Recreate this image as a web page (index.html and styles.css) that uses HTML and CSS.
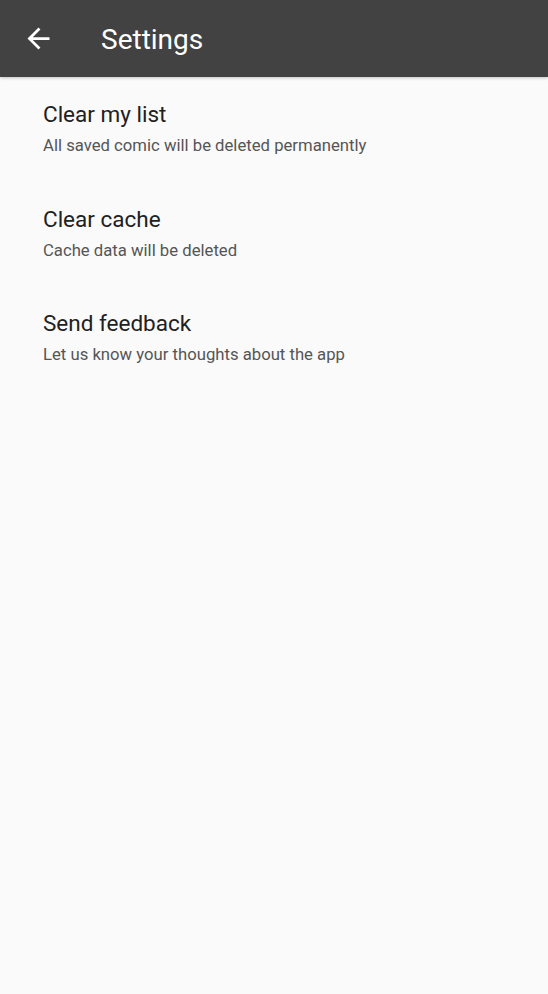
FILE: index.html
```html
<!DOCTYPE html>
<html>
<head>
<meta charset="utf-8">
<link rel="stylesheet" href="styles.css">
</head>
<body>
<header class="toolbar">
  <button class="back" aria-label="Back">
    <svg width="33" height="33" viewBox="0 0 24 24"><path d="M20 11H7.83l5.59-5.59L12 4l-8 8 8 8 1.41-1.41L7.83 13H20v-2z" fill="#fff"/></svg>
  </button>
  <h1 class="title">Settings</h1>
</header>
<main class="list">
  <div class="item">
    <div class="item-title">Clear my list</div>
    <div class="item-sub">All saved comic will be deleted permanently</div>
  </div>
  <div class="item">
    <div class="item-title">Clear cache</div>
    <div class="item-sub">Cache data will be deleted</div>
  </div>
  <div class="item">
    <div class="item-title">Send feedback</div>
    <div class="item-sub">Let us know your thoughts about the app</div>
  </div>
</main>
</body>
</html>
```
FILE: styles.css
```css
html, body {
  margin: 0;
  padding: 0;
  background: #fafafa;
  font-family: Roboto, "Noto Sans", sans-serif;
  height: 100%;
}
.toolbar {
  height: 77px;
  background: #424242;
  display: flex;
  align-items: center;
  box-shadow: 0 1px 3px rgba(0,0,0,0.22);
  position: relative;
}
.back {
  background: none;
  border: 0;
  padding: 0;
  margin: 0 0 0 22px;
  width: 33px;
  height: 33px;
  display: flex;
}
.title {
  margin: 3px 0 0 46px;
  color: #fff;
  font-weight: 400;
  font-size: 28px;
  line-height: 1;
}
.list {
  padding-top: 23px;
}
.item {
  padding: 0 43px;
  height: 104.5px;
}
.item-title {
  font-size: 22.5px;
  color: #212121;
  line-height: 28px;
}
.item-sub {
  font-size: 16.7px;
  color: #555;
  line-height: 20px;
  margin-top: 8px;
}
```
____
#### Written exercise
Within the material above, find the lines that contain the word "index"; copy them.

#### Solution to this problem
Recreate this image as a web page (index.html and styles.css) that uses HTML and CSS.
FILE: index.html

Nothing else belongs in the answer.